By SANDEEP SAHU
Bhubaneswar, Oct 7 :
The gloves are off. Unshackled by the expulsion order handed out to him by the AICC last Tuesday, media baron and politician Soumya Ranjan Patnaik has given plenty of indications in the time since then that he is not going to take it lying down.
Even before the public stand-off between his supporters and those of PCC president Jaydev Jena at the Congress Bhavan in Bhubaneswar, Patnaik had made it amply clear that he is not about to fall at the feet of the party leadership and seek forgiveness.
The day after the expulsion order, he did something that is considered blasphemy in the hallowed Congress culture: mock Rahul Gandhi, no less.
In a scarcely veiled dig at the Gandhi scion, the former Bhubaneswar MP described his expulsion as ‘nonsense’ and ‘something that deserves to be thrown away’ in an interview to a local channel. Nobody missed the allusion. That he prefaced this indignant outcry with a disclaimer about how it was not in his grains to use ‘intemperate language’ did not take away anything from the vehemence of his attack.
The choice of words was obviously decided upon after careful deliberations, coming as they did a full 24 hours after he was expelled from the party for six years.
In choosing to hit out at the Congress vice president himself and not the PCC leadership, the former Bhubaneswar MP left no one in doubt about who he thinks took the decision to summarily sack him from the party. The tone and tenor of his statement suggested that his barbs are going to be more stinging in the days to come.
Notwithstanding his assertion in the same interview that “I am very much a part of the Congress, the original Congress”, the enfant terrible of state politics has openly revolted against the party he has been associated with for nearly a quarter of a century.
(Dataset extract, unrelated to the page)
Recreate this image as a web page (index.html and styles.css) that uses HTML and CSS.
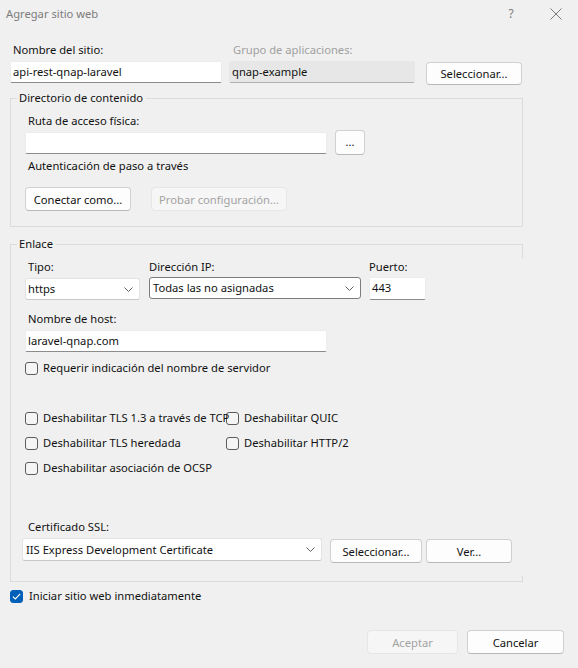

The events at Congress Bhavan over the last two days and the spate of protest demonstrations and resignations all over the state provide ample proof of that.
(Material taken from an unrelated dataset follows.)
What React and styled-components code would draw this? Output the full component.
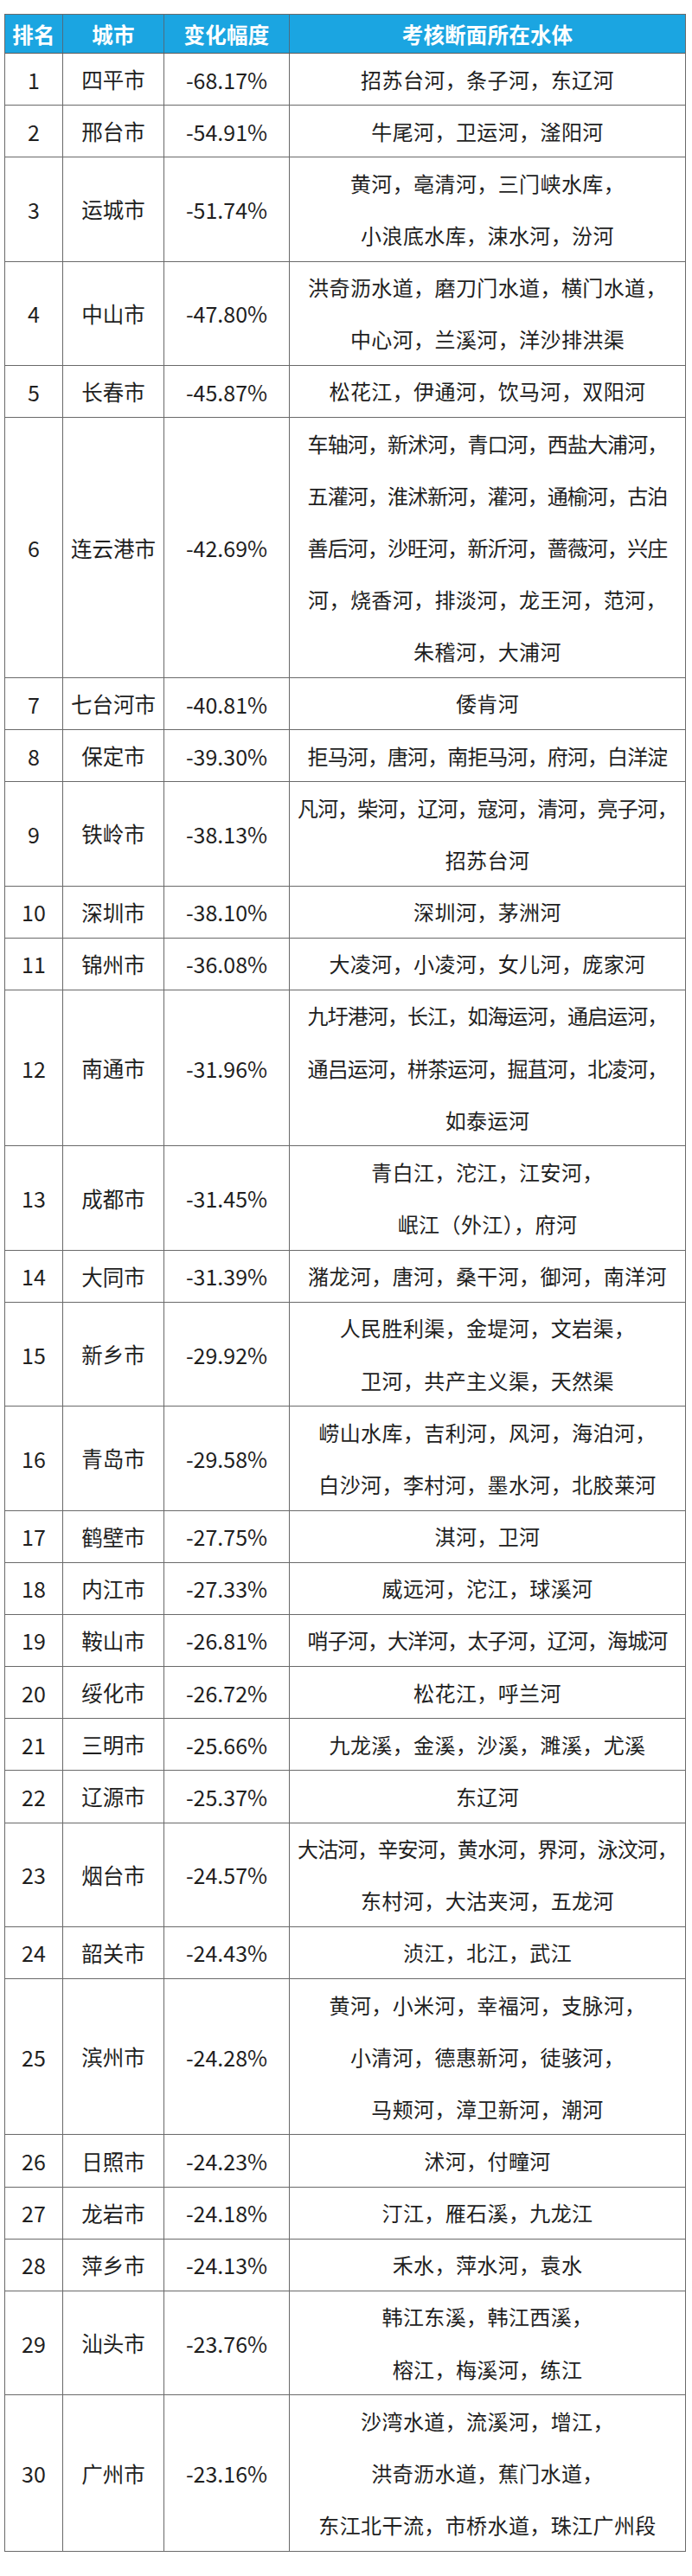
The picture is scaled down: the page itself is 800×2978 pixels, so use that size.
import styled, { createGlobalStyle } from 'styled-components';

const GlobalStyle = createGlobalStyle`
html, body {
    margin: 0;
    padding: 0;
    background: #ffffff;
}
body {
    font-family: "Noto Sans CJK SC", "Noto Sans", sans-serif;
    color: #1f1f1f;
}
`;

const LINE = 60.17;

const Page = styled.div`
padding: 16px 0 29px 5px;
`;

const Table = styled.div`
width: 788px;
border: 1px solid #6a6a6a;
border-bottom: 0;
box-sizing: border-box;
`;

const HeaderRow = styled.div`
display: grid;
grid-template-columns: 67px 117px 145px 1fr;
height: 44px;
background-color: #1ba5e1;
border-bottom: 1px solid #5a5a5a;
box-sizing: content-box;
`;

const HeaderCell = styled.div`
display: flex;
align-items: center;
justify-content: center;
color: #ffffff;
font-weight: 700;
font-size: 24.5px;
letter-spacing: 0.2px;
border-right: 1px solid #4d6d80;
&:last-child { border-right: 0; }
`;

const Row = styled.div`
display: grid;
grid-template-columns: 67px 117px 145px 1fr;
box-sizing: border-box;
border-bottom: 1px solid #6a6a6a;
height: ${p => p.$lines * LINE}px;
`;

const Cell = styled.div`
display: flex;
flex-direction: column;
align-items: center;
justify-content: center;
font-size: ${p => (p.$num ? 25 : 24.5)}px;
font-weight: 400;
border-right: 1px solid #6a6a6a;
white-space: nowrap;
overflow: hidden;
&:last-child { border-right: 0; }
`;

const Line = styled.div`
line-height: ${LINE}px;
height: ${LINE}px;
font-size: 24px;
letter-spacing: ${p => (p.$tight ? -0.9 : 0.4)}px;
`;

const rows = [
    ['四平市', '-68.17%', ['招苏台河，条子河，东辽河']],
    ['邢台市', '-54.91%', ['牛尾河，卫运河，滏阳河']],
    ['运城市', '-51.74%', ['黄河，亳清河，三门峡水库，', '小浪底水库，涑水河，汾河']],
    ['中山市', '-47.80%', ['洪奇沥水道，磨刀门水道，横门水道，', '中心河，兰溪河，洋沙排洪渠']],
    ['长春市', '-45.87%', ['松花江，伊通河，饮马河，双阳河']],
    ['连云港市', '-42.69%', [
        '车轴河，新沭河，青口河，西盐大浦河，',
        '五灌河，淮沭新河，灌河，通榆河，古泊',
        '善后河，沙旺河，新沂河，蔷薇河，兴庄',
        '河，烧香河，排淡河，龙王河，范河，',
        '朱稽河，大浦河',
    ]],
    ['七台河市', '-40.81%', ['倭肯河']],
    ['保定市', '-39.30%', ['拒马河，唐河，南拒马河，府河，白洋淀']],
    ['铁岭市', '-38.13%', ['凡河，柴河，辽河，寇河，清河，亮子河，', '招苏台河']],
    ['深圳市', '-38.10%', ['深圳河，茅洲河']],
    ['锦州市', '-36.08%', ['大凌河，小凌河，女儿河，庞家河']],
    ['南通市', '-31.96%', ['九圩港河，长江，如海运河，通启运河，', '通吕运河，栟茶运河，掘苴河，北凌河，', '如泰运河']],
    ['成都市', '-31.45%', ['青白江，沱江，江安河，', '岷江（外江），府河']],
    ['大同市', '-31.39%', ['潴龙河，唐河，桑干河，御河，南洋河']],
    ['新乡市', '-29.92%', ['人民胜利渠，金堤河，文岩渠，', '卫河，共产主义渠，天然渠']],
    ['青岛市', '-29.58%', ['崂山水库，吉利河，风河，海泊河，', '白沙河，李村河，墨水河，北胶莱河']],
    ['鹤壁市', '-27.75%', ['淇河，卫河']],
    ['内江市', '-27.33%', ['威远河，沱江，球溪河']],
    ['鞍山市', '-26.81%', ['哨子河，大洋河，太子河，辽河，海城河']],
    ['绥化市', '-26.72%', ['松花江，呼兰河']],
    ['三明市', '-25.66%', ['九龙溪，金溪，沙溪，濉溪，尤溪']],
    ['辽源市', '-25.37%', ['东辽河']],
    ['烟台市', '-24.57%', ['大沽河，辛安河，黄水河，界河，泳汶河，', '东村河，大沽夹河，五龙河']],
    ['韶关市', '-24.43%', ['浈江，北江，武江']],
    ['滨州市', '-24.28%', ['黄河，小米河，幸福河，支脉河，', '小清河，德惠新河，徒骇河，', '马颊河，漳卫新河，潮河']],
    ['日照市', '-24.23%', ['沭河，付疃河']],
    ['龙岩市', '-24.18%', ['汀江，雁石溪，九龙江']],
    ['萍乡市', '-24.13%', ['禾水，萍水河，袁水']],
    ['汕头市', '-23.76%', ['韩江东溪，韩江西溪，', '榕江，梅溪河，练江']],
    ['广州市', '-23.16%', ['沙湾水道，流溪河，增江，', '洪奇沥水道，蕉门水道，', '东江北干流，市桥水道，珠江广州段']],
];

function App() {
    return (
        <Page>
            <GlobalStyle />
            <Table>
                <HeaderRow>
                    <HeaderCell>排名</HeaderCell>
                    <HeaderCell>城市</HeaderCell>
                    <HeaderCell>变化幅度</HeaderCell>
                    <HeaderCell>考核断面所在水体</HeaderCell>
                </HeaderRow>
                {rows.map((r, i) => {
                    const [city, change, waters] = r;
                    return (
                        <Row key={i} $lines={waters.length}>
                            <Cell $num>{i + 1}</Cell>
                            <Cell>{city}</Cell>
                            <Cell $num>{change}</Cell>
                            <Cell>
                                {waters.map((w, j) => (
                                    <Line key={j} $tight={w.length >= 18}>{w}</Line>
                                ))}
                            </Cell>
                        </Row>
                    );
                })}
            </Table>
        </Page>
    );
}

export default App;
This show of defiance appears to have unnerved Jaydev Jena, who just the other day was bragging that it was he who sent the recommendation for Soumya Ranjan’s expulsion to the high command. He had clearly not bargained for the fall-out when he was plotting the expulsion. His problems have been compounded manifold by the fact that he has not been able to convince senior leaders of the party about either the need or the desirability of expelling Soumya Ranjan.
For that matter, neither the PCC nor the AICC has been able to convince the people at large – and not just Congress supporters – about the wisdom of the decision. The official version – running a parallel body in the party by organising the Sankalp Yatra – does not explain why Congressmen have been let off with nothing more than a gentle rap on the knuckle for doing much worse – as was eloquently pointed out by senior leader and former Speaker Sarat Kar.
Though no Congress spokesperson would ever say it openly, the motivation for the expulsion of Soumya Ranjan appears to be the same that had led to the removal of Niranjan Patnaik as PCC chief a few months earlier. The high command has apparently been persuaded to believe that the Congress does not stand a ghost of a chance of coming back to power in the state till the members of what is known as the ‘JB Patnaik clan’ continue to wield power and influence in the state Congress.
It was one more episode in a long list when Soumya Ranjan had to pay a price for happening to be the son-in-law of the former Chief Minister. Far from providing his son-in-law the elevator that many believe he has, JB Patnaik has actually been a hurdle, a stumbling block – and an albatross round his neck, if you please – every step of the way in Soumya Ranjan’s rise up the political sweepstakes. Had that not been the case, the sheer number of years he has spent in the party and public life at large and the mind-boggling range of his philanthropic, social and cultural activities (not to speak of his stature as the editor-owner of the leading Odia daily ‘Sambad’) would have ensured a far more exalted position for him in the party hierarchy than he has ever come to occupy.
In its anxiety to divest the Odisha Congress of the last vestiges of JB Patnaik, the party Central leadership may have done some lasting damage to its cause in the state. With elections due in the next six months, it cannot bury its head in the sand and pretend that Soumya Ranjan’s expulsion would have no impact on the party’s performance.
The decisions of the all-powerful high command in matters related to the state unit in the last few years have been so utterly devoid of logic and rationale that one can hardly be blamed for believing conspiracy theorists who hint at a secret deal between it and BJD boss Naveen Patnaik to ensure that the latter continues to rule the state and – if the occasion comes – help the Congress return to power at the Centre in 2014.